Consumer & Office Products
In the Consumer & Office Products business, segment profit increased 13 percent to $27 million in the second quarter of 2008 compared to $24 million in the second quarter of 2007. Sales in the second quarter of 2008 were $270 million compared to $267 million in the second quarter of 2007. Sales increased modestly due to the company's continued focus on higher value proprietary products. Segment profit growth was due to benefits from an improved mix and productivity. These benefits more than offset higher costs for raw materials, principally uncoated paper.

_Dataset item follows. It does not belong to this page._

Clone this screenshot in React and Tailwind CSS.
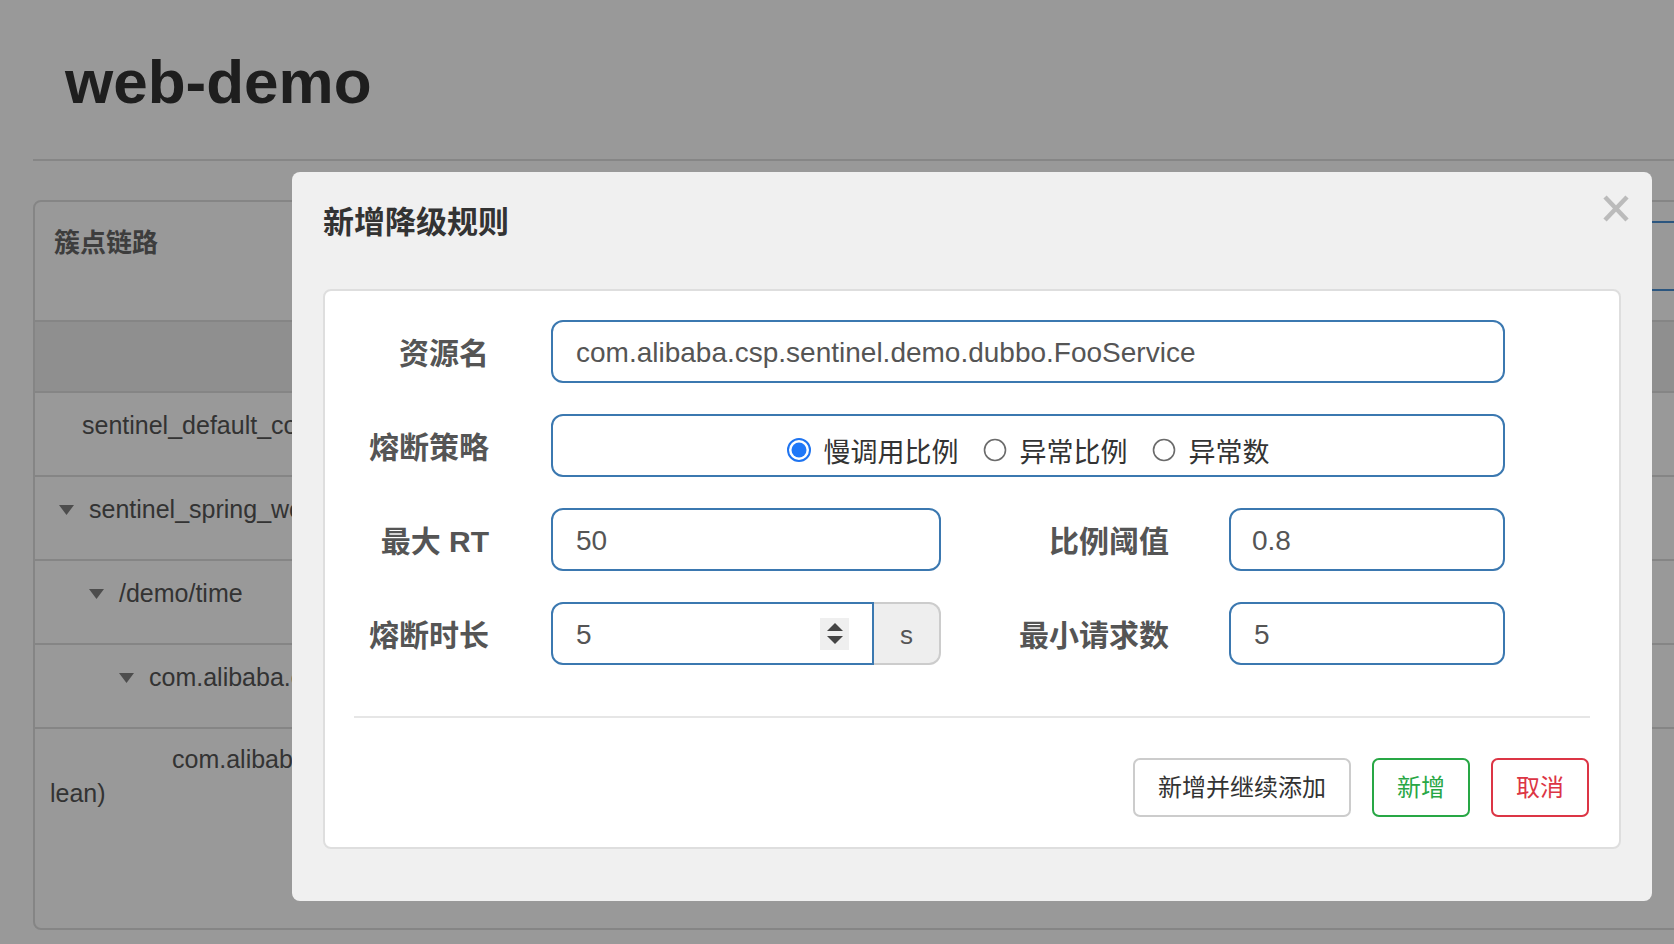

This segment continues to be impacted by Asian-based imported products.
Specialty Chemicals
In the Specialty Chemicals business, segment profit was $11 million in the second quarter of 2008, unchanged compared to the second quarter of 2007. Sales grew 15 percent to $146 million in the second quarter of 2008 compared to $127 million in the second quarter of 2007, driven in part by a 41 percent increase in sales from outside North America. Strong exports of performance chemicals and improved pricing was offset by higher costs for energy, raw materials and freight and by incremental costs related to refinery maintenance downtime. Lower automotive carbon sales due to the significant decline in truck sales in North America also negatively impacted segment profit. The segment is aggressively pursuing pricing actions across its entire product line to offset energy and raw materials inflation.
Corporate and Other
Corporate and Other loss was $41 million in the second quarter of 2008 compared to a loss of $98 million in the second quarter of 2007.